Awards and highlights
- 2× First-team All-MW (2024, 2025); Second-team All-MW (2023);
- Stats at Pro Football Reference

= Kage Casey =

American football player (born 2003)

Kage Casey (born December 10, 2003) is an American professional football guard for the Denver Broncos of the National Football League (NFL). He played college football for the Boise State Broncos and was selected by Denver in the fourth round of the 2026 NFL draft.

==Early life==
Casey attended Clackamas High School in Happy Valley, Oregon, where he was a two-year starter at left tackle, while also playing defensive end. Coming out of high school, he was rated as a three-star recruit and committed to play college football for the Boise State Broncos.

==College career==
As a freshman in 2022 he appeared in five games and took a redshirt. In 2023, he became a starter on the offensive line and started all 14 games for the Broncos, earning second-team all-Mountain West and second-team freshman All-American by the Athletic. In 2024, Casey started all 14 games for the Broncos and was named first-team all-Mountain West and second-team All-American by the Athletic and Walter Camp Foundation.

==Professional career==

Casey was selected by the Denver Broncos in the fourth round (111th overall) of the 2026 NFL draft.

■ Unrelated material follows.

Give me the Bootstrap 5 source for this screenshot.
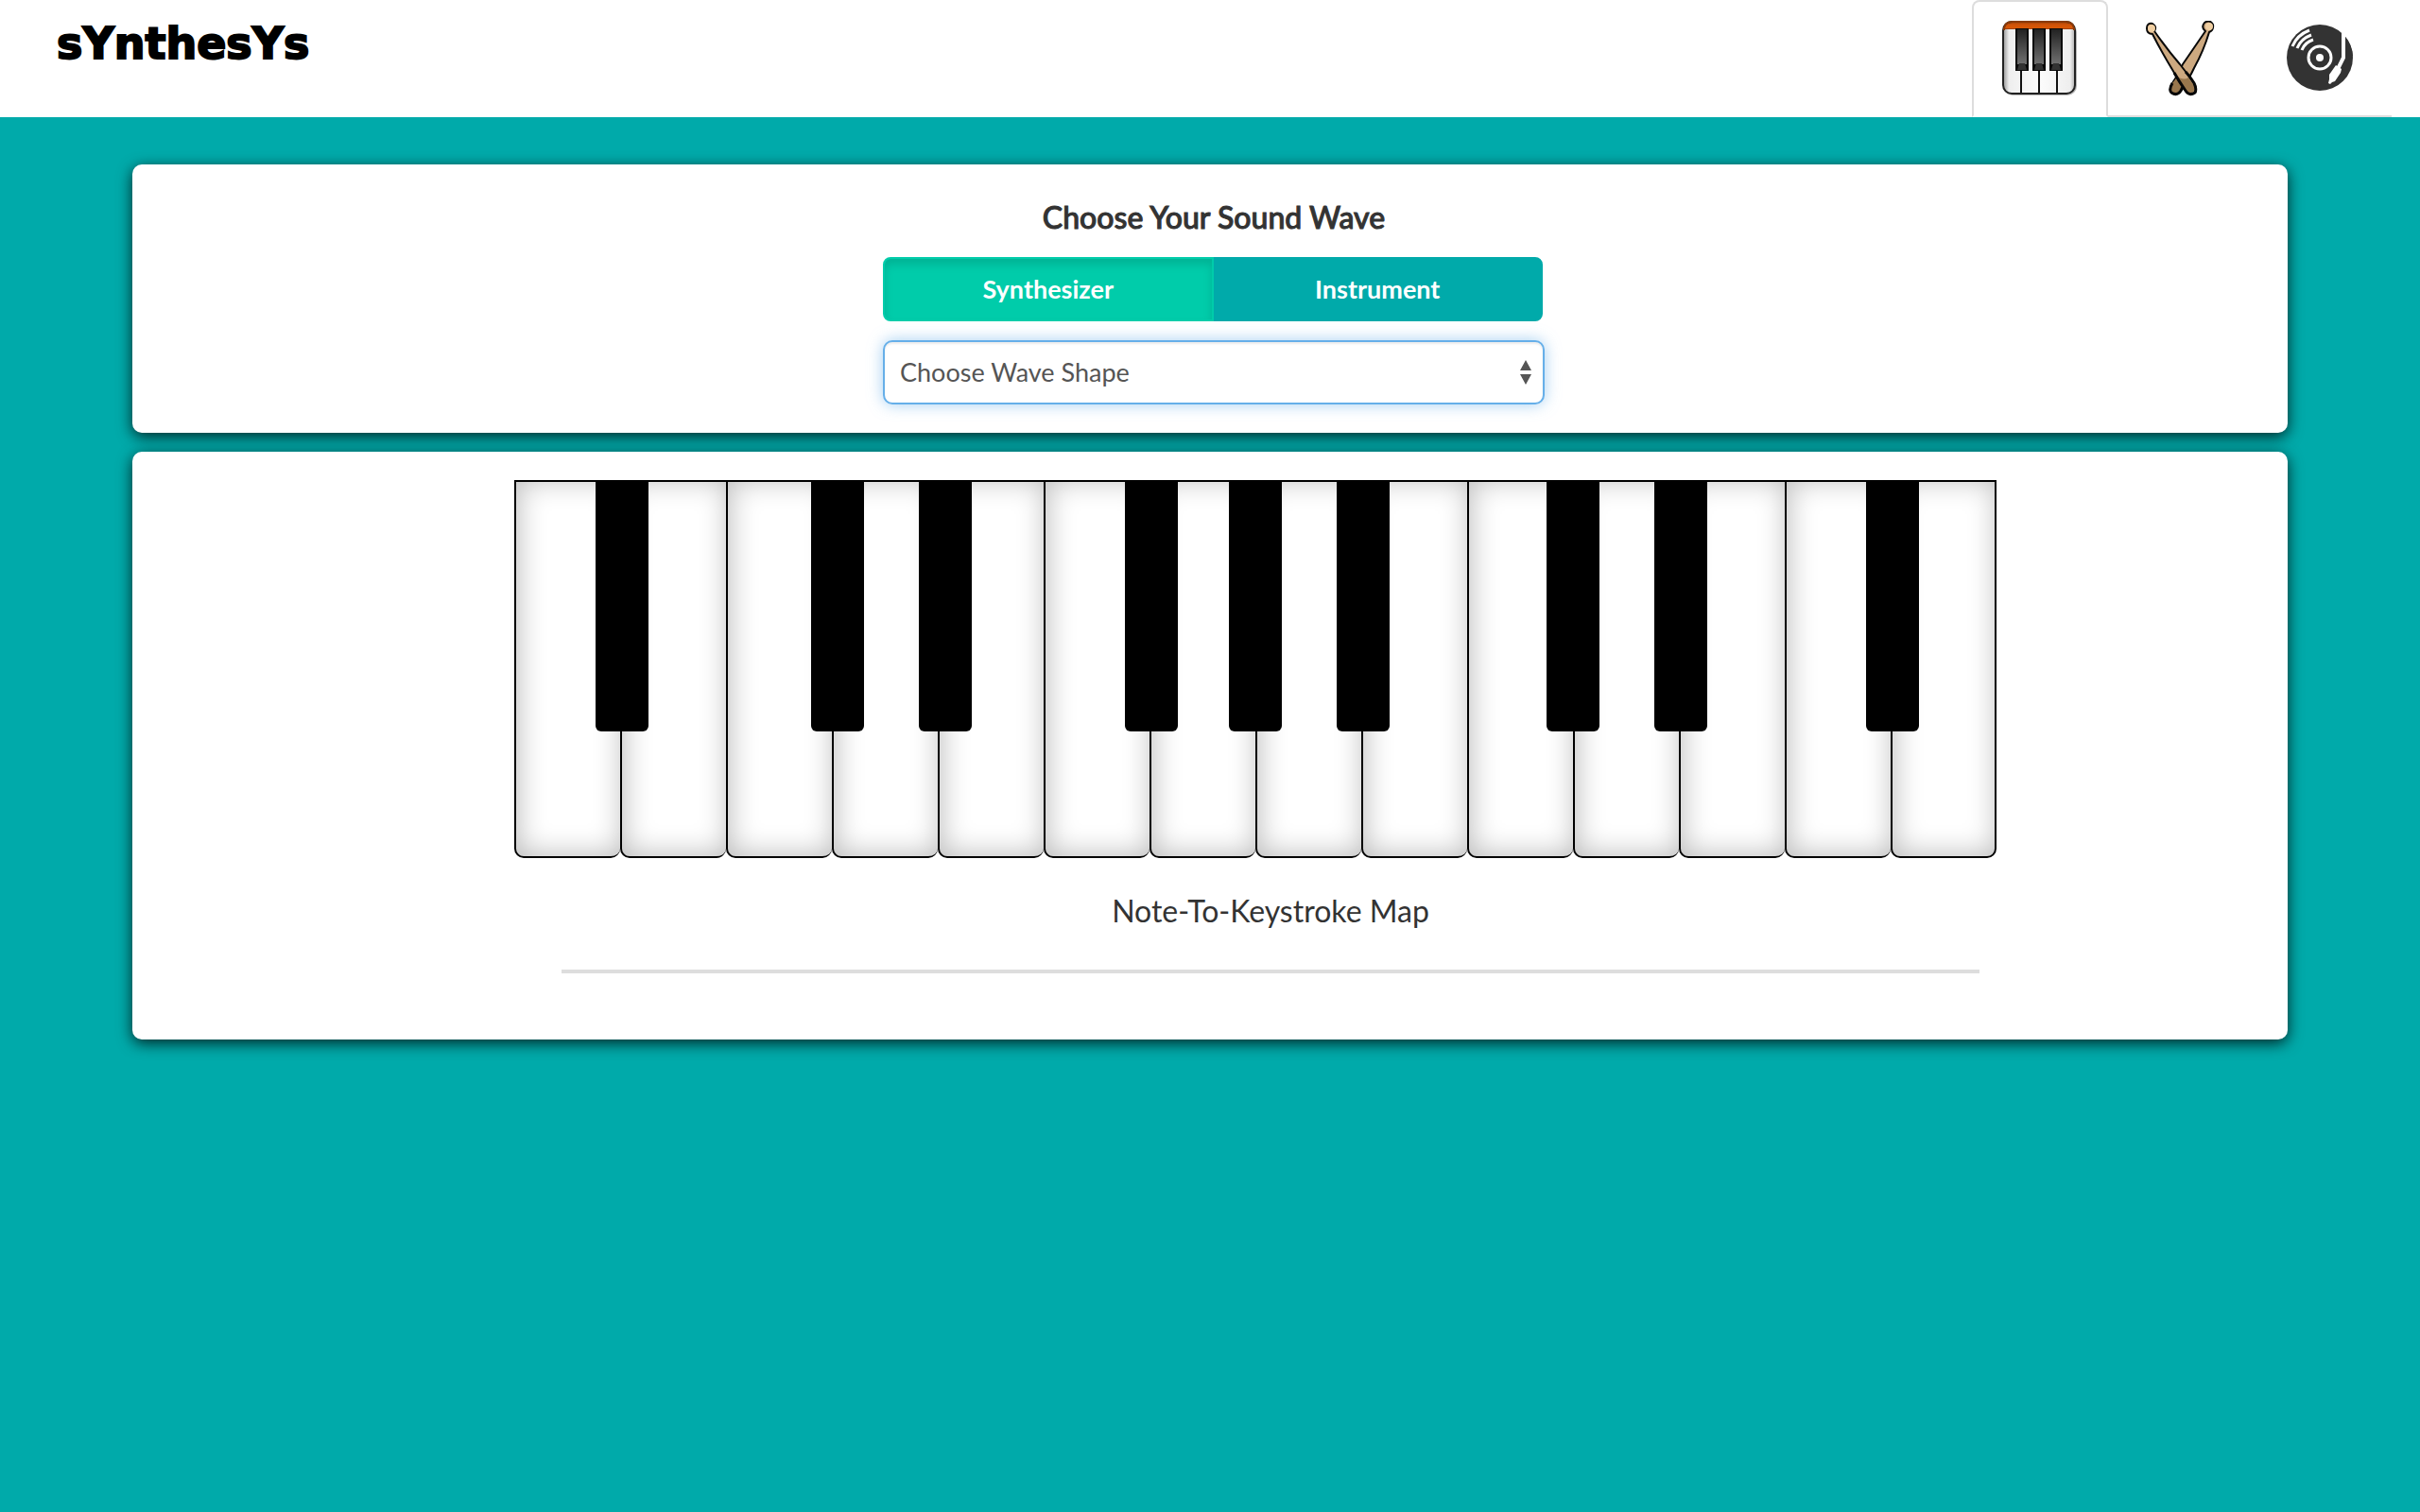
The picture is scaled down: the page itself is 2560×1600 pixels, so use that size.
<!DOCTYPE html>
<html lang="en">
<head>
<meta charset="utf-8">
<meta name="viewport" content="width=device-width, initial-scale=1">
<title>sYnthesYs</title>
<link href="https://cdn.jsdelivr.net/npm/bootstrap@5.3.0/dist/css/bootstrap.min.css" rel="stylesheet">
<style>
  body { background: #00aaaa; color: #333; font-family: Lato, "Open Sans", sans-serif; font-size: 27px; }
  .site-logo { font-family: "DejaVu Sans", sans-serif; font-weight: 700; font-size: 46px; line-height: 40px; color: #000; -webkit-text-stroke: 2px #000; padding: 26px 0 0 60px; }
  .site-tabs { --bs-nav-tabs-border-width: 2px; --bs-nav-tabs-border-color: #ddd; --bs-nav-tabs-border-radius: 8px; --bs-nav-tabs-link-active-border-color: #ddd #ddd #fff; margin-right: 30px; }
  .site-tabs .nav-item { margin-right: 4px; }
  .site-tabs .nav-link { padding: 20px 30px; }
  .site-tabs svg { display: block; width: 80px; height: 80px; }
  .site-main { max-width: 2280px; gap: 20px; padding: 50px 0; }
  .panel { background: #fff; border-radius: 10px; box-shadow: 0 4px 16px rgba(0, 0, 0, .78); }
  .wave-panel { padding: 36px 0 30px 8px; }
  .wave-form { max-width: 700px; }
  .wave-title { font-size: 32px; line-height: 40px; font-weight: 500; -webkit-text-stroke: 1px #333; margin-bottom: 22px; }
  .wave-group { margin: 0 2px 20px 0; }
  .wave-group .btn { --bs-btn-border-width: 2px; --bs-btn-border-radius: 8px; --bs-btn-color: #fff; --bs-btn-bg: #00aaaa; --bs-btn-border-color: #00aaaa; --bs-btn-hover-color: #fff; --bs-btn-hover-bg: #009999; --bs-btn-active-color: #fff; --bs-btn-active-bg: #00ccaa; --bs-btn-active-border-color: #00ccaa; height: 68px; flex: 1 1 0; font-size: 27px; font-weight: 700; line-height: 40px; padding: 12px; }
  .wave-group .btn + .btn { margin-left: -2px; }
  .wave-group .btn.active { box-shadow: inset 0 6px 10px rgba(0, 0, 0, .125); }
  .wave-select { height: 68px; border: 2px solid #66afe9; border-radius: 10px; padding: 0 48px 0 16px; font-size: 27px; color: #555; background-size: 12px 26px; background-position: right 12px center; background-image: url("data:image/svg+xml,%3Csvg xmlns='http://www.w3.org/2000/svg' viewBox='0 0 12 26'%3E%3Cpath fill='%23555' d='M0 11 6 0l6 11zM0 15h12L6 26z'/%3E%3C/svg%3E"); box-shadow: inset 0 2px 2px rgba(0, 0, 0, .075), 0 0 16px rgba(102, 175, 233, .6); }
  .piano-panel { padding: 30px 136px 70px 404px; }
  .piano-area { max-width: 1600px; }
  .keyboard { max-width: 1568px; height: 400px; }
  .key-slot { flex: 1 1 0; position: relative; }
  .key-white { display: block; width: 100%; height: 100%; padding: 0; background: #fff; border: 2px solid #000; border-right-width: 0; border-radius: 0 0 10px 10px; box-shadow: inset 2px -2px 30px rgba(0, 0, 0, .27); }
  .key-slot:last-child .key-white { border-right-width: 2px; }
  .key-black { position: absolute; top: 0; left: 86px; z-index: 1; width: 56px; height: 266px; padding: 0; border: 0; background: #000; border-radius: 0 0 6px 6px; }
  .key-black.shift-right { left: 90px; }
  .key-black.shift-far { left: 92px; }
  .key-black.shift-left { left: 84px; }
  .map-title { font-size: 32px; line-height: 40px; font-weight: 400; margin: 36px 0 42px; }
  .map-line { border-top: 4px solid #ddd; opacity: 1; margin: 0 50px; }
</style>
</head>
<body>
<header class="bg-white d-flex justify-content-between align-items-start">
  <a class="site-logo text-decoration-none" href="#">sYnthesYs</a>
  <ul class="nav nav-tabs site-tabs flex-nowrap">
    <li class="nav-item"><a class="nav-link active" href="#piano" aria-label="Piano" aria-current="page">
      <svg viewBox="0 0 80 80" aria-hidden="true">
        <defs>
          <linearGradient id="orange" x1="0" y1="0" x2="0" y2="1"><stop offset="0" stop-color="#8a3a08"/><stop offset=".45" stop-color="#d05208"/><stop offset=".9" stop-color="#d85805"/><stop offset="1" stop-color="#5a2400"/></linearGradient>
          <linearGradient id="ivory" x1="0" y1="0" x2="1" y2="0"><stop offset="0" stop-color="#888"/><stop offset=".09" stop-color="#eee"/><stop offset=".5" stop-color="#fcfcfc"/><stop offset=".9" stop-color="#eee"/><stop offset="1" stop-color="#888"/></linearGradient>
          <linearGradient id="ebony" x1="0" y1="0" x2="0" y2="1"><stop offset="0" stop-color="#222"/><stop offset="1" stop-color="#707070"/></linearGradient>
          <clipPath id="pianoBody"><rect x="1" y="1" width="76" height="76" rx="9"/></clipPath>
        </defs>
        <rect x="1" y="2" width="78" height="77" rx="10" fill="#888" opacity=".6"/>
        <g clip-path="url(#pianoBody)">
          <rect width="80" height="80" fill="url(#ivory)"/>
          <rect width="80" height="9" fill="url(#orange)"/>
          <path d="M20 50v28M39 50v28M58 50v28" stroke="#111" stroke-width="2"/>
          <path d="M14 8h14v45H14zM32 8h14v45H32zM50 8h14v45H50z" fill="#080808"/>
          <path d="M16 9h10v37H16zM34 9h10v37H34zM52 9h10v37H52z" fill="url(#ebony)"/>
          <path d="M16 52l2-7h6l2 7zM34 52l2-7h6l2 7zM52 52l2-7h6l2 7z" fill="#333"/>
        </g>
        <rect x="1" y="1" width="76" height="76" rx="9" fill="none" stroke="#222" stroke-width="2"/>
        <path d="M2 10V8q1-7 9-7h56q8 0 9 7v2" fill="none" stroke="#8a3a08" stroke-width="2"/>
      </svg></a></li>
    <li class="nav-item"><a class="nav-link" href="#drums" aria-label="Drums">
      <svg viewBox="0 0 80 80" aria-hidden="true" stroke="#080808" stroke-width="2" stroke-linejoin="round">
        <path d="M67 11 Q62 7 66 2 Q72-2 75 4 Q76 10 71 12 Q65 32 55 50 Q50 61 44 68 L41 74 Q37 80 31 76 Q28 73 32 66 Q39 56 43 46 Z" fill="#cda980"/>
        <path d="M36 61 Q46 65 41 73 Q37 80 31 76 Q28 73 32 66 Z" fill="#99774d" stroke="none"/>
        <path d="M13 11 Q16 6 11 3 Q5 2 5 8 Q5 14 11 14 Q20 32 34 55 Q39 64 46 74 Q50 80 56 76 Q58 72 55 66 Q48 56 40 46 Q27 31 13 11 Z" fill="#cda980"/>
        <path d="M36 58 Q44 64 49 60 Q53 66 55 69 Q57 73 53 76 Q48 77 45 72 Z" fill="#99774d" stroke="none"/>
        <circle cx="10" cy="8" r="4" fill="#f0cfa2" stroke="none"/><circle cx="71" cy="6" r="4" fill="#f0cfa2" stroke="none"/>
        <path d="M32 66 Q28 73 31 76 Q37 80 41 74L43 70M34 55 Q39 64 46 74 Q50 80 56 76 Q58 72 55 66 Q50 58 46 54" fill="none" stroke-width="3"/>
      </svg></a></li>
    <li class="nav-item"><a class="nav-link" href="#turntable" aria-label="Turntable">
      <svg viewBox="0 0 80 80" aria-hidden="true">
        <circle cx="40" cy="39" r="35" fill="#333"/>
        <path d="M62 10V0h12v24z" fill="#fff"/>
        <path d="M67 17Q74 26 75 37L67 45z" fill="#333"/>
        <circle cx="40" cy="39" r="12" fill="none" stroke="#fff" stroke-width="3"/>
        <circle cx="40" cy="39" r="4" fill="#fff"/>
        <path d="M11 27Q16 15 29 10M16 29Q20 19 31 15M21 31Q24 23 33 20" fill="none" stroke="#fff" stroke-width="3"/>
        <path d="M65 8v31l-6 12" fill="none" stroke="#fff" stroke-width="4"/>
        <path d="M57 47l6 4-1 4-6 9-3 1-2 2-2-1 1-4 0-5z" fill="#fff"/>
      </svg></a></li>
  </ul>
</header>

<main class="site-main container-fluid d-flex flex-column">
  <section class="panel wave-panel">
    <form class="wave-form mx-auto">
      <h1 class="wave-title text-center"><label for="wave">Choose Your Sound Wave</label></h1>
      <div class="wave-group d-flex btn-group" role="group" aria-label="Sound source">
        <button type="button" class="btn active" aria-pressed="true">Synthesizer</button>
        <button type="button" class="btn" aria-pressed="false">Instrument</button>
      </div>
      <select class="form-select wave-select" id="wave"><option>Choose Wave Shape</option></select>
    </form>
  </section>

  <section class="panel piano-panel" id="piano">
    <div class="piano-area">
      <div class="keyboard d-flex">
        <div class="key-slot"><button class="key-white" aria-label="C"></button><button class="key-black" aria-label="C sharp"></button></div>
        <div class="key-slot"><button class="key-white" aria-label="D"></button></div>
        <div class="key-slot"><button class="key-white" aria-label="E"></button><button class="key-black shift-right" aria-label="E sharp"></button></div>
        <div class="key-slot"><button class="key-white" aria-label="F"></button><button class="key-black shift-far" aria-label="F sharp"></button></div>
        <div class="key-slot"><button class="key-white" aria-label="G"></button></div>
        <div class="key-slot"><button class="key-white" aria-label="A"></button><button class="key-black" aria-label="A sharp"></button></div>
        <div class="key-slot"><button class="key-white" aria-label="B"></button><button class="key-black shift-left" aria-label="B sharp"></button></div>
        <div class="key-slot"><button class="key-white" aria-label="High C"></button><button class="key-black" aria-label="High C sharp"></button></div>
        <div class="key-slot"><button class="key-white" aria-label="High D"></button></div>
        <div class="key-slot"><button class="key-white" aria-label="High E"></button><button class="key-black shift-left" aria-label="High E sharp"></button></div>
        <div class="key-slot"><button class="key-white" aria-label="High F"></button><button class="key-black" aria-label="High F sharp"></button></div>
        <div class="key-slot"><button class="key-white" aria-label="High G"></button></div>
        <div class="key-slot"><button class="key-white" aria-label="High A"></button><button class="key-black" aria-label="High A sharp"></button></div>
        <div class="key-slot"><button class="key-white" aria-label="High B"></button></div>
      </div>
      <h2 class="map-title text-center">Note-To-Keystroke Map</h2>
      <hr class="map-line">
    </div>
  </section>
</main>
<script src="https://cdn.jsdelivr.net/npm/bootstrap@5.3.0/dist/js/bootstrap.bundle.min.js"></script>
</body>
</html>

On May 20, 2026, Casey signed his four-year rookie contract.

Pre-draft measurables
| Height | Weight | Arm length | Hand span | Wingspan | 40-yard dash | 10-yard split | 20-yard split | 20-yard shuttle | Three-cone drill | Vertical jump | Broad jump | Bench press |
| 6 ft 5+5⁄8 in (1.97 m) | 310 lb (141 kg) | 32+3⁄4 in (0.83 m) | 10+1⁄4 in (0.26 m) | 6 ft 8+7⁄8 in (2.05 m) | 5.20 s | 1.85 s | 3.05 s | 4.85 s | 7.63 s | 31.0 in (0.79 m) | 8 ft 7 in (2.62 m) | 20 reps |
All values from NFL Combine/Pro Day

== Personal life ==
Casey met his wife Kiersten Van Kirk, a volleyball player at Boise State, where they eventually got married in 2023.